Request –
Exclude the pictures and reproduce the remaining data exactly as written.

[Dataset items]
>>
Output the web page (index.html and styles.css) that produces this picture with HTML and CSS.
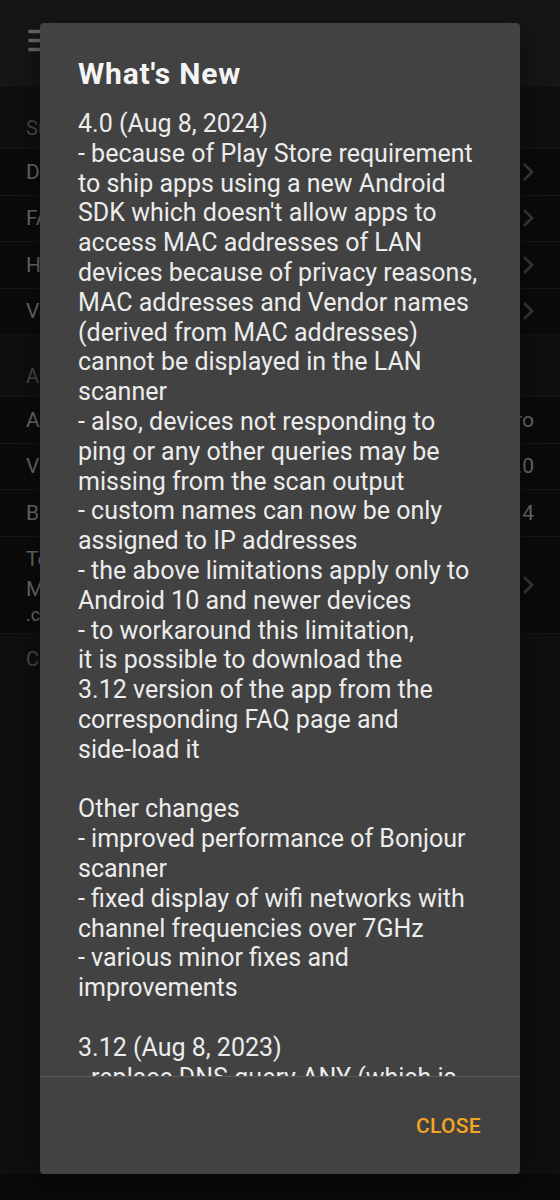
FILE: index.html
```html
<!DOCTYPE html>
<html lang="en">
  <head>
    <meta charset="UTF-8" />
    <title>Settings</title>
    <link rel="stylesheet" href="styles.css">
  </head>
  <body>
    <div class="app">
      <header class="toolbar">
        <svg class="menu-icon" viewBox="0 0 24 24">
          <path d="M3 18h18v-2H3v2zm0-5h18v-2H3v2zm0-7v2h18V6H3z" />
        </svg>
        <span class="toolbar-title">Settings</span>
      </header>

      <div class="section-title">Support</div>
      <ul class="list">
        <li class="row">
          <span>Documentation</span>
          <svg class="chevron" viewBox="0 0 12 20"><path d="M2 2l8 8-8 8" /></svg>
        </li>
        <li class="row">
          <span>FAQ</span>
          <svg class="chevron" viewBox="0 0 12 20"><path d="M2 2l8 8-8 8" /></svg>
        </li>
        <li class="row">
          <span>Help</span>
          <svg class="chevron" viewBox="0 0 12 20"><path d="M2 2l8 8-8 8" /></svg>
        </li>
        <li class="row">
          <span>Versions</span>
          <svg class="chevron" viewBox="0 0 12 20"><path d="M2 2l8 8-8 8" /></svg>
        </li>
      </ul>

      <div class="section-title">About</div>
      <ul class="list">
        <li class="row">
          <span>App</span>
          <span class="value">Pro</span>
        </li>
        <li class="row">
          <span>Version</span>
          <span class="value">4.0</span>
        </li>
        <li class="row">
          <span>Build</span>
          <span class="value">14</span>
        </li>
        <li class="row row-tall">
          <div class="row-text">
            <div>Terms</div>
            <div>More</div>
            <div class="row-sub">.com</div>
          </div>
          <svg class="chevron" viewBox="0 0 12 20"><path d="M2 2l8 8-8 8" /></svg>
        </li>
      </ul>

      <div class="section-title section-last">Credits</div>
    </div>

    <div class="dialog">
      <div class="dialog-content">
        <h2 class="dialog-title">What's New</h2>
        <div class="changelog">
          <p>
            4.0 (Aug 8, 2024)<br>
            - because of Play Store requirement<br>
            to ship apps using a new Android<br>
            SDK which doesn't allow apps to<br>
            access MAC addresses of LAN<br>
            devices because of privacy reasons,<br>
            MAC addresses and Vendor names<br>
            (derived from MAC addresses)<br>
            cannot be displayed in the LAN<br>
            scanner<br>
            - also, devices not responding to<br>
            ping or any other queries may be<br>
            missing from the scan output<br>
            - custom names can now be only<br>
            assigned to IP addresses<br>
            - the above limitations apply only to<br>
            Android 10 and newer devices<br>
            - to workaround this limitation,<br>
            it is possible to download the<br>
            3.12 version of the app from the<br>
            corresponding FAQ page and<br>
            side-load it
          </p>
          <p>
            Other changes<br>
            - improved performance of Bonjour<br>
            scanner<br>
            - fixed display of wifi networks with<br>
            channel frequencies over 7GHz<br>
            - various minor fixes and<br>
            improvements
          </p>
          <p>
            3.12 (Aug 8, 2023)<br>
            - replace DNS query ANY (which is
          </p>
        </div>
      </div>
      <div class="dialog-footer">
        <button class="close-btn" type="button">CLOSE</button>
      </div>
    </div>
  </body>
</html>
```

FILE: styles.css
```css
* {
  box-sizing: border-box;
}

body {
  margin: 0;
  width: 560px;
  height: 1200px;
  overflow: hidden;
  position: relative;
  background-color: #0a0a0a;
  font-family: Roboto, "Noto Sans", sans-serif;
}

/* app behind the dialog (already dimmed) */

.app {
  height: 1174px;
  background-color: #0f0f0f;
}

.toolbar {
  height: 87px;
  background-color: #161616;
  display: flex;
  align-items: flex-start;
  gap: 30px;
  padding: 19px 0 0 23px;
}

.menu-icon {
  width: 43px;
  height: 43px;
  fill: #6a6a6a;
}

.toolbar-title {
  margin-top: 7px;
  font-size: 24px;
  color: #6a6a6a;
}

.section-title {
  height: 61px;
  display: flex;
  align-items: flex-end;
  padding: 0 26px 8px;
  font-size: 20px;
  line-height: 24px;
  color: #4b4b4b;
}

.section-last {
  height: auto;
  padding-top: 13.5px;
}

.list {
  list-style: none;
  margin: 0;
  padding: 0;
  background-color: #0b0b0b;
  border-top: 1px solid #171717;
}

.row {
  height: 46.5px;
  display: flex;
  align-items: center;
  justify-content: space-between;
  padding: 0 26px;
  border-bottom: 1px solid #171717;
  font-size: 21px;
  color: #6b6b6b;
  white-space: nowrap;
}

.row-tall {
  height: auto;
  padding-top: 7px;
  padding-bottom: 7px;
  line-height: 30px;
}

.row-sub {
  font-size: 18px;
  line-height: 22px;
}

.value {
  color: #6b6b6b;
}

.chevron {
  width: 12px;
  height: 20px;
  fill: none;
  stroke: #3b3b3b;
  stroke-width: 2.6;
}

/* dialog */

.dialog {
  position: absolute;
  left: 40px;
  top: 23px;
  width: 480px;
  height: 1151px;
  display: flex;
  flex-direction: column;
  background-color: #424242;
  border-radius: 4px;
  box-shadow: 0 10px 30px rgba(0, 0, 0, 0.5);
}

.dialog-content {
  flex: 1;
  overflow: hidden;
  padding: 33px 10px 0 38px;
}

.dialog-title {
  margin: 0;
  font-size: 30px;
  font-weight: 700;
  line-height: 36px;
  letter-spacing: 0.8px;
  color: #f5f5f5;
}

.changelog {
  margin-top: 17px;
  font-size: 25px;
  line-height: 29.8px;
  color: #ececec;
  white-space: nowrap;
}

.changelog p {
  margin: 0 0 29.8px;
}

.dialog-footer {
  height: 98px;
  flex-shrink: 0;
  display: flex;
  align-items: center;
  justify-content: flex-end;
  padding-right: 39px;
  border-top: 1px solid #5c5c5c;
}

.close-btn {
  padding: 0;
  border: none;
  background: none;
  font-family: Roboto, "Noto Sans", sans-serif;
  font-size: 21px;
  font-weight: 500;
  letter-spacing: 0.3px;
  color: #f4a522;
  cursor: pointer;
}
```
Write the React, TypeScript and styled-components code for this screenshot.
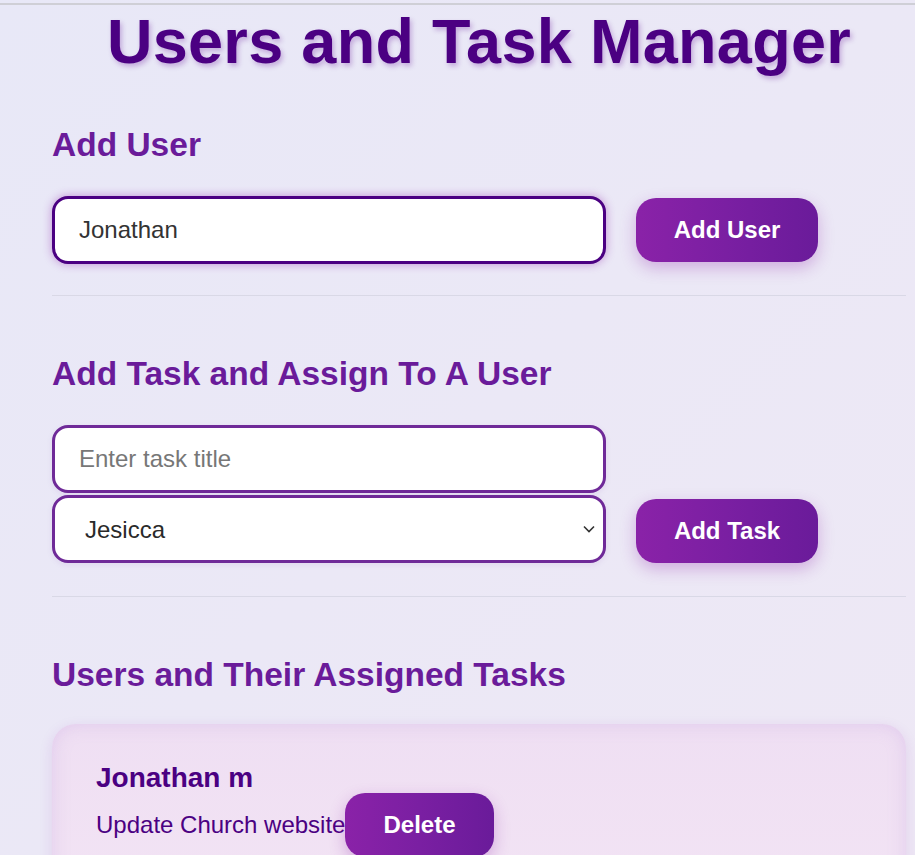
<<
The completed task –
Output the web page (index.html and styles.css) that produces this picture with HTML and CSS.
FILE: index.html
```html
<!DOCTYPE html>
<html lang="en">
  <head>
    <meta charset="UTF-8" />
    <title>Settings</title>
    <link rel="stylesheet" href="styles.css">
  </head>
  <body>
    <div class="app">
      <header class="toolbar">
        <svg class="menu-icon" viewBox="0 0 24 24">
          <path d="M3 18h18v-2H3v2zm0-5h18v-2H3v2zm0-7v2h18V6H3z" />
        </svg>
        <span class="toolbar-title">Settings</span>
      </header>

      <div class="section-title">Support</div>
      <ul class="list">
        <li class="row">
          <span>Documentation</span>
          <svg class="chevron" viewBox="0 0 12 20"><path d="M2 2l8 8-8 8" /></svg>
        </li>
        <li class="row">
          <span>FAQ</span>
          <svg class="chevron" viewBox="0 0 12 20"><path d="M2 2l8 8-8 8" /></svg>
        </li>
        <li class="row">
          <span>Help</span>
          <svg class="chevron" viewBox="0 0 12 20"><path d="M2 2l8 8-8 8" /></svg>
        </li>
        <li class="row">
          <span>Versions</span>
          <svg class="chevron" viewBox="0 0 12 20"><path d="M2 2l8 8-8 8" /></svg>
        </li>
      </ul>

      <div class="section-title">About</div>
      <ul class="list">
        <li class="row">
          <span>App</span>
          <span class="value">Pro</span>
        </li>
        <li class="row">
          <span>Version</span>
          <span class="value">4.0</span>
        </li>
        <li class="row">
          <span>Build</span>
          <span class="value">14</span>
        </li>
        <li class="row row-tall">
          <div class="row-text">
            <div>Terms</div>
            <div>More</div>
            <div class="row-sub">.com</div>
          </div>
          <svg class="chevron" viewBox="0 0 12 20"><path d="M2 2l8 8-8 8" /></svg>
        </li>
      </ul>

      <div class="section-title section-last">Credits</div>
    </div>

    <div class="dialog">
      <div class="dialog-content">
        <h2 class="dialog-title">What's New</h2>
        <div class="changelog">
          <p>
            4.0 (Aug 8, 2024)<br>
            - because of Play Store requirement<br>
            to ship apps using a new Android<br>
            SDK which doesn't allow apps to<br>
            access MAC addresses of LAN<br>
            devices because of privacy reasons,<br>
            MAC addresses and Vendor names<br>
            (derived from MAC addresses)<br>
            cannot be displayed in the LAN<br>
            scanner<br>
            - also, devices not responding to<br>
            ping or any other queries may be<br>
            missing from the scan output<br>
            - custom names can now be only<br>
            assigned to IP addresses<br>
            - the above limitations apply only to<br>
            Android 10 and newer devices<br>
            - to workaround this limitation,<br>
            it is possible to download the<br>
            3.12 version of the app from the<br>
            corresponding FAQ page and<br>
            side-load it
          </p>
          <p>
            Other changes<br>
            - improved performance of Bonjour<br>
            scanner<br>
            - fixed display of wifi networks with<br>
            channel frequencies over 7GHz<br>
            - various minor fixes and<br>
            improvements
          </p>
          <p>
            3.12 (Aug 8, 2023)<br>
            - replace DNS query ANY (which is
          </p>
        </div>
      </div>
      <div class="dialog-footer">
        <button class="close-btn" type="button">CLOSE</button>
      </div>
    </div>
  </body>
</html>
```

FILE: styles.css
```css
* {
  box-sizing: border-box;
}

body {
  margin: 0;
  width: 560px;
  height: 1200px;
  overflow: hidden;
  position: relative;
  background-color: #0a0a0a;
  font-family: Roboto, "Noto Sans", sans-serif;
}

/* app behind the dialog (already dimmed) */

.app {
  height: 1174px;
  background-color: #0f0f0f;
}

.toolbar {
  height: 87px;
  background-color: #161616;
  display: flex;
  align-items: flex-start;
  gap: 30px;
  padding: 19px 0 0 23px;
}

.menu-icon {
  width: 43px;
  height: 43px;
  fill: #6a6a6a;
}

.toolbar-title {
  margin-top: 7px;
  font-size: 24px;
  color: #6a6a6a;
}

.section-title {
  height: 61px;
  display: flex;
  align-items: flex-end;
  padding: 0 26px 8px;
  font-size: 20px;
  line-height: 24px;
  color: #4b4b4b;
}

.section-last {
  height: auto;
  padding-top: 13.5px;
}

.list {
  list-style: none;
  margin: 0;
  padding: 0;
  background-color: #0b0b0b;
  border-top: 1px solid #171717;
}

.row {
  height: 46.5px;
  display: flex;
  align-items: center;
  justify-content: space-between;
  padding: 0 26px;
  border-bottom: 1px solid #171717;
  font-size: 21px;
  color: #6b6b6b;
  white-space: nowrap;
}

.row-tall {
  height: auto;
  padding-top: 7px;
  padding-bottom: 7px;
  line-height: 30px;
}

.row-sub {
  font-size: 18px;
  line-height: 22px;
}

.value {
  color: #6b6b6b;
}

.chevron {
  width: 12px;
  height: 20px;
  fill: none;
  stroke: #3b3b3b;
  stroke-width: 2.6;
}

/* dialog */

.dialog {
  position: absolute;
  left: 40px;
  top: 23px;
  width: 480px;
  height: 1151px;
  display: flex;
  flex-direction: column;
  background-color: #424242;
  border-radius: 4px;
  box-shadow: 0 10px 30px rgba(0, 0, 0, 0.5);
}

.dialog-content {
  flex: 1;
  overflow: hidden;
  padding: 33px 10px 0 38px;
}

.dialog-title {
  margin: 0;
  font-size: 30px;
  font-weight: 700;
  line-height: 36px;
  letter-spacing: 0.8px;
  color: #f5f5f5;
}

.changelog {
  margin-top: 17px;
  font-size: 25px;
  line-height: 29.8px;
  color: #ececec;
  white-space: nowrap;
}

.changelog p {
  margin: 0 0 29.8px;
}

.dialog-footer {
  height: 98px;
  flex-shrink: 0;
  display: flex;
  align-items: center;
  justify-content: flex-end;
  padding-right: 39px;
  border-top: 1px solid #5c5c5c;
}

.close-btn {
  padding: 0;
  border: none;
  background: none;
  font-family: Roboto, "Noto Sans", sans-serif;
  font-size: 21px;
  font-weight: 500;
  letter-spacing: 0.3px;
  color: #f4a522;
  cursor: pointer;
}
```
Write the React, TypeScript and styled-components code for this screenshot.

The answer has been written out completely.